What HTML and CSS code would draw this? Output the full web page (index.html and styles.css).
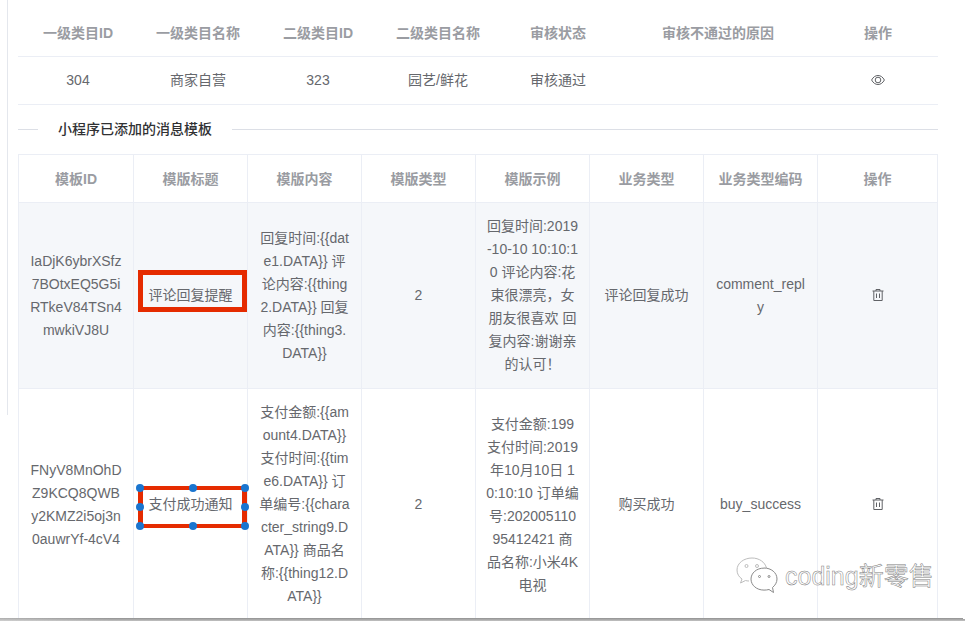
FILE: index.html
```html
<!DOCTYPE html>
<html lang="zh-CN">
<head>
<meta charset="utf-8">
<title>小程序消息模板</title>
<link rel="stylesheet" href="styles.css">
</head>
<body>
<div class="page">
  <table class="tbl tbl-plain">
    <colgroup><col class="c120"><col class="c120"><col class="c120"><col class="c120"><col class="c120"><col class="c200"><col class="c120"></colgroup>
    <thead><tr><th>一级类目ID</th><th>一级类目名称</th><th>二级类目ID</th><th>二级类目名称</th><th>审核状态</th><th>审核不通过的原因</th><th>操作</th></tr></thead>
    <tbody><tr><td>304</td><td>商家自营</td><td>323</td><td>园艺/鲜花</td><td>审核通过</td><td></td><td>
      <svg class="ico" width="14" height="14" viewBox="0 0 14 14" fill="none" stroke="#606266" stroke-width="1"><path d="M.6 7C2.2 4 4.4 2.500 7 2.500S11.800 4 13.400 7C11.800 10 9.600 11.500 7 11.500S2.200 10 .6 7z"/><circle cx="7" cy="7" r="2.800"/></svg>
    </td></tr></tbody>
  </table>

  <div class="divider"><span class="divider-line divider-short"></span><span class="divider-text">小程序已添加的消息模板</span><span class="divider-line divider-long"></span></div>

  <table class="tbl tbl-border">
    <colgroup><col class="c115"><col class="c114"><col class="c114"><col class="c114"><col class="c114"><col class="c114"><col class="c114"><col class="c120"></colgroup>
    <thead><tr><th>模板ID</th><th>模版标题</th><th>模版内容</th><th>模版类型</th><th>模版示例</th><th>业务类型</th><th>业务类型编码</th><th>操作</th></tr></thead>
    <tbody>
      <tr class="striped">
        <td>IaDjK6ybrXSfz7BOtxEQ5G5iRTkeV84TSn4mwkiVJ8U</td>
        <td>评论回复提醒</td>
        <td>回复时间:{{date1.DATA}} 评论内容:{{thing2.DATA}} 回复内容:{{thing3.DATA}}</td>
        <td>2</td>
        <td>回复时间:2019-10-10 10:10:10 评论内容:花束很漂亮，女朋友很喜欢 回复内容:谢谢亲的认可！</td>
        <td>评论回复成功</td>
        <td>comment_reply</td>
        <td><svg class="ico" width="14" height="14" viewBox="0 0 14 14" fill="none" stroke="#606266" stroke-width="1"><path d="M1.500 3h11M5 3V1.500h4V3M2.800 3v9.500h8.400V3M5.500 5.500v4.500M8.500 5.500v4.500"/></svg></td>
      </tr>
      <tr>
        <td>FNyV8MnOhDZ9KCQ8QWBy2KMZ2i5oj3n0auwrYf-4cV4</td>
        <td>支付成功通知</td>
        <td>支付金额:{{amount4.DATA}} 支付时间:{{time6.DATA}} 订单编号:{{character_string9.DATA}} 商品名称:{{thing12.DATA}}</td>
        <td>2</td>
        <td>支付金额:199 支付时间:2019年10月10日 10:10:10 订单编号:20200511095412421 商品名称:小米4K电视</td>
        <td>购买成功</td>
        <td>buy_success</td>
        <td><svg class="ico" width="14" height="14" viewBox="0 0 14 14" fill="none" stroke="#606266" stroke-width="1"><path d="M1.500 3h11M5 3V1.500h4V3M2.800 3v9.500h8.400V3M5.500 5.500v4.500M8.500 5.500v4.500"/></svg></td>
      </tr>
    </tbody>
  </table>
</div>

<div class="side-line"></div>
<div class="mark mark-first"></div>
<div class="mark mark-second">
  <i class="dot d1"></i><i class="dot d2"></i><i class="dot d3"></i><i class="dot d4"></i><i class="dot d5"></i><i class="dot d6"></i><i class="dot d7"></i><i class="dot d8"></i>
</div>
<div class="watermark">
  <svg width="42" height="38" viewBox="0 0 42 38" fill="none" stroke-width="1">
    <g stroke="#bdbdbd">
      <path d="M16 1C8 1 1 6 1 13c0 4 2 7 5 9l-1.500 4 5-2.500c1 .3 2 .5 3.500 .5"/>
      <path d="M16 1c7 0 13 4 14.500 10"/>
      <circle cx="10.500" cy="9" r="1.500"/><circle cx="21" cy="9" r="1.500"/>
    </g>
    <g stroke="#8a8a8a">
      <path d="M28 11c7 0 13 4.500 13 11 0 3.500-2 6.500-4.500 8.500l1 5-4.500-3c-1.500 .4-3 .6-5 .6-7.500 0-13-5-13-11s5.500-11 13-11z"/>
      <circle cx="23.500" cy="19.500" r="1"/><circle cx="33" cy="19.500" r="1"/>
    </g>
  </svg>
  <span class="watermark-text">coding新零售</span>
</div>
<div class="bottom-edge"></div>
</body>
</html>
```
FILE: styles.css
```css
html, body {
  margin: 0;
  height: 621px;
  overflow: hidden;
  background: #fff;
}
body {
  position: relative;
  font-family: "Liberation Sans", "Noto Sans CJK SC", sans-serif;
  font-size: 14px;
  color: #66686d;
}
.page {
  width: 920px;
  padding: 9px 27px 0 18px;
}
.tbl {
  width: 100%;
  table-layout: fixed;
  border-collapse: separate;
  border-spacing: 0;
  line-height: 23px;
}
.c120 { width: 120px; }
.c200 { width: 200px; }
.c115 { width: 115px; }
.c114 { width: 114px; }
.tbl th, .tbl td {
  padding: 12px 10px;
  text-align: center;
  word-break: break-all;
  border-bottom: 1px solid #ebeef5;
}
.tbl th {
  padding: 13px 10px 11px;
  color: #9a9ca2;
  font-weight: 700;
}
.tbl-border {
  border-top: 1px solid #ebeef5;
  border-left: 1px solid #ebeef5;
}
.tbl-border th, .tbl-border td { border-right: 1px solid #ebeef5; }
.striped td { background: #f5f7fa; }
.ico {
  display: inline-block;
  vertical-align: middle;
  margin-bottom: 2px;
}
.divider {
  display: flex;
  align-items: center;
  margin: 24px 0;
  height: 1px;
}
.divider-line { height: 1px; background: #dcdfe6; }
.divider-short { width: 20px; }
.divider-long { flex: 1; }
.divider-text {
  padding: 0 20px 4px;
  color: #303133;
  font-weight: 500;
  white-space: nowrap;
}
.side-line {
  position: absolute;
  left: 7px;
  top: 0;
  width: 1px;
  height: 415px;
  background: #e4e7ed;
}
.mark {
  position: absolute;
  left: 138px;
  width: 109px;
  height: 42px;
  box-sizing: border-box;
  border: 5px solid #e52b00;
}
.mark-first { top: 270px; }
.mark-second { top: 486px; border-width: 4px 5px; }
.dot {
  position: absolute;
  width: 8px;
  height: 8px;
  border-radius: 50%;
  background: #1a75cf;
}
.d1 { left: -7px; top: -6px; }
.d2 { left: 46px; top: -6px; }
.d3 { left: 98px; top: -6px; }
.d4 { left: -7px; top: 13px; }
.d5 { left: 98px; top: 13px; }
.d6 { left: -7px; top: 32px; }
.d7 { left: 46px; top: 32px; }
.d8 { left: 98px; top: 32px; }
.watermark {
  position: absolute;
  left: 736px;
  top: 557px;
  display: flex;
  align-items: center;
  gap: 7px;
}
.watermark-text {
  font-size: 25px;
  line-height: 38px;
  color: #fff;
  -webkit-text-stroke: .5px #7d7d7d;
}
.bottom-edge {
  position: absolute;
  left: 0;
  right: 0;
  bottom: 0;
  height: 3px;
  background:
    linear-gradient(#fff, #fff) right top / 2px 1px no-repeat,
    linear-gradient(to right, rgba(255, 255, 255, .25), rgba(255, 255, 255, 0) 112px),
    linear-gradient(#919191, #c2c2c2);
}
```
━━━━━━
● **Given problem**
Reproduce the data above in full, exactly as it is, with the pictures left out.

● **Result for this task**
What HTML and CSS code would draw this? Output the full web page (index.html and styles.css).
FILE: index.html
```html
<!DOCTYPE html>
<html lang="zh-CN">
<head>
<meta charset="utf-8">
<title>小程序消息模板</title>
<link rel="stylesheet" href="styles.css">
</head>
<body>
<div class="page">
  <table class="tbl tbl-plain">
    <colgroup><col class="c120"><col class="c120"><col class="c120"><col class="c120"><col class="c120"><col class="c200"><col class="c120"></colgroup>
    <thead><tr><th>一级类目ID</th><th>一级类目名称</th><th>二级类目ID</th><th>二级类目名称</th><th>审核状态</th><th>审核不通过的原因</th><th>操作</th></tr></thead>
    <tbody><tr><td>304</td><td>商家自营</td><td>323</td><td>园艺/鲜花</td><td>审核通过</td><td></td><td>
      <svg class="ico" width="14" height="14" viewBox="0 0 14 14" fill="none" stroke="#606266" stroke-width="1"><path d="M.6 7C2.2 4 4.4 2.500 7 2.500S11.800 4 13.400 7C11.800 10 9.600 11.500 7 11.500S2.200 10 .6 7z"/><circle cx="7" cy="7" r="2.800"/></svg>
    </td></tr></tbody>
  </table>

  <div class="divider"><span class="divider-line divider-short"></span><span class="divider-text">小程序已添加的消息模板</span><span class="divider-line divider-long"></span></div>

  <table class="tbl tbl-border">
    <colgroup><col class="c115"><col class="c114"><col class="c114"><col class="c114"><col class="c114"><col class="c114"><col class="c114"><col class="c120"></colgroup>
    <thead><tr><th>模板ID</th><th>模版标题</th><th>模版内容</th><th>模版类型</th><th>模版示例</th><th>业务类型</th><th>业务类型编码</th><th>操作</th></tr></thead>
    <tbody>
      <tr class="striped">
        <td>IaDjK6ybrXSfz7BOtxEQ5G5iRTkeV84TSn4mwkiVJ8U</td>
        <td>评论回复提醒</td>
        <td>回复时间:{{date1.DATA}} 评论内容:{{thing2.DATA}} 回复内容:{{thing3.DATA}}</td>
        <td>2</td>
        <td>回复时间:2019-10-10 10:10:10 评论内容:花束很漂亮，女朋友很喜欢 回复内容:谢谢亲的认可！</td>
        <td>评论回复成功</td>
        <td>comment_reply</td>
        <td><svg class="ico" width="14" height="14" viewBox="0 0 14 14" fill="none" stroke="#606266" stroke-width="1"><path d="M1.500 3h11M5 3V1.500h4V3M2.800 3v9.500h8.400V3M5.500 5.500v4.500M8.500 5.500v4.500"/></svg></td>
      </tr>
      <tr>
        <td>FNyV8MnOhDZ9KCQ8QWBy2KMZ2i5oj3n0auwrYf-4cV4</td>
        <td>支付成功通知</td>
        <td>支付金额:{{amount4.DATA}} 支付时间:{{time6.DATA}} 订单编号:{{character_string9.DATA}} 商品名称:{{thing12.DATA}}</td>
        <td>2</td>
        <td>支付金额:199 支付时间:2019年10月10日 10:10:10 订单编号:20200511095412421 商品名称:小米4K电视</td>
        <td>购买成功</td>
        <td>buy_success</td>
        <td><svg class="ico" width="14" height="14" viewBox="0 0 14 14" fill="none" stroke="#606266" stroke-width="1"><path d="M1.500 3h11M5 3V1.500h4V3M2.800 3v9.500h8.400V3M5.500 5.500v4.500M8.500 5.500v4.500"/></svg></td>
      </tr>
    </tbody>
  </table>
</div>

<div class="side-line"></div>
<div class="mark mark-first"></div>
<div class="mark mark-second">
  <i class="dot d1"></i><i class="dot d2"></i><i class="dot d3"></i><i class="dot d4"></i><i class="dot d5"></i><i class="dot d6"></i><i class="dot d7"></i><i class="dot d8"></i>
</div>
<div class="watermark">
  <svg width="42" height="38" viewBox="0 0 42 38" fill="none" stroke-width="1">
    <g stroke="#bdbdbd">
      <path d="M16 1C8 1 1 6 1 13c0 4 2 7 5 9l-1.500 4 5-2.500c1 .3 2 .5 3.500 .5"/>
      <path d="M16 1c7 0 13 4 14.500 10"/>
      <circle cx="10.500" cy="9" r="1.500"/><circle cx="21" cy="9" r="1.500"/>
    </g>
    <g stroke="#8a8a8a">
      <path d="M28 11c7 0 13 4.500 13 11 0 3.500-2 6.500-4.500 8.500l1 5-4.500-3c-1.500 .4-3 .6-5 .6-7.500 0-13-5-13-11s5.500-11 13-11z"/>
      <circle cx="23.500" cy="19.500" r="1"/><circle cx="33" cy="19.500" r="1"/>
    </g>
  </svg>
  <span class="watermark-text">coding新零售</span>
</div>
<div class="bottom-edge"></div>
</body>
</html>
```
FILE: styles.css
```css
html, body {
  margin: 0;
  height: 621px;
  overflow: hidden;
  background: #fff;
}
body {
  position: relative;
  font-family: "Liberation Sans", "Noto Sans CJK SC", sans-serif;
  font-size: 14px;
  color: #66686d;
}
.page {
  width: 920px;
  padding: 9px 27px 0 18px;
}
.tbl {
  width: 100%;
  table-layout: fixed;
  border-collapse: separate;
  border-spacing: 0;
  line-height: 23px;
}
.c120 { width: 120px; }
.c200 { width: 200px; }
.c115 { width: 115px; }
.c114 { width: 114px; }
.tbl th, .tbl td {
  padding: 12px 10px;
  text-align: center;
  word-break: break-all;
  border-bottom: 1px solid #ebeef5;
}
.tbl th {
  padding: 13px 10px 11px;
  color: #9a9ca2;
  font-weight: 700;
}
.tbl-border {
  border-top: 1px solid #ebeef5;
  border-left: 1px solid #ebeef5;
}
.tbl-border th, .tbl-border td { border-right: 1px solid #ebeef5; }
.striped td { background: #f5f7fa; }
.ico {
  display: inline-block;
  vertical-align: middle;
  margin-bottom: 2px;
}
.divider {
  display: flex;
  align-items: center;
  margin: 24px 0;
  height: 1px;
}
.divider-line { height: 1px; background: #dcdfe6; }
.divider-short { width: 20px; }
.divider-long { flex: 1; }
.divider-text {
  padding: 0 20px 4px;
  color: #303133;
  font-weight: 500;
  white-space: nowrap;
}
.side-line {
  position: absolute;
  left: 7px;
  top: 0;
  width: 1px;
  height: 415px;
  background: #e4e7ed;
}
.mark {
  position: absolute;
  left: 138px;
  width: 109px;
  height: 42px;
  box-sizing: border-box;
  border: 5px solid #e52b00;
}
.mark-first { top: 270px; }
.mark-second { top: 486px; border-width: 4px 5px; }
.dot {
  position: absolute;
  width: 8px;
  height: 8px;
  border-radius: 50%;
  background: #1a75cf;
}
.d1 { left: -7px; top: -6px; }
.d2 { left: 46px; top: -6px; }
.d3 { left: 98px; top: -6px; }
.d4 { left: -7px; top: 13px; }
.d5 { left: 98px; top: 13px; }
.d6 { left: -7px; top: 32px; }
.d7 { left: 46px; top: 32px; }
.d8 { left: 98px; top: 32px; }
.watermark {
  position: absolute;
  left: 736px;
  top: 557px;
  display: flex;
  align-items: center;
  gap: 7px;
}
.watermark-text {
  font-size: 25px;
  line-height: 38px;
  color: #fff;
  -webkit-text-stroke: .5px #7d7d7d;
}
.bottom-edge {
  position: absolute;
  left: 0;
  right: 0;
  bottom: 0;
  height: 3px;
  background:
    linear-gradient(#fff, #fff) right top / 2px 1px no-repeat,
    linear-gradient(to right, rgba(255, 255, 255, .25), rgba(255, 255, 255, 0) 112px),
    linear-gradient(#919191, #c2c2c2);
}
```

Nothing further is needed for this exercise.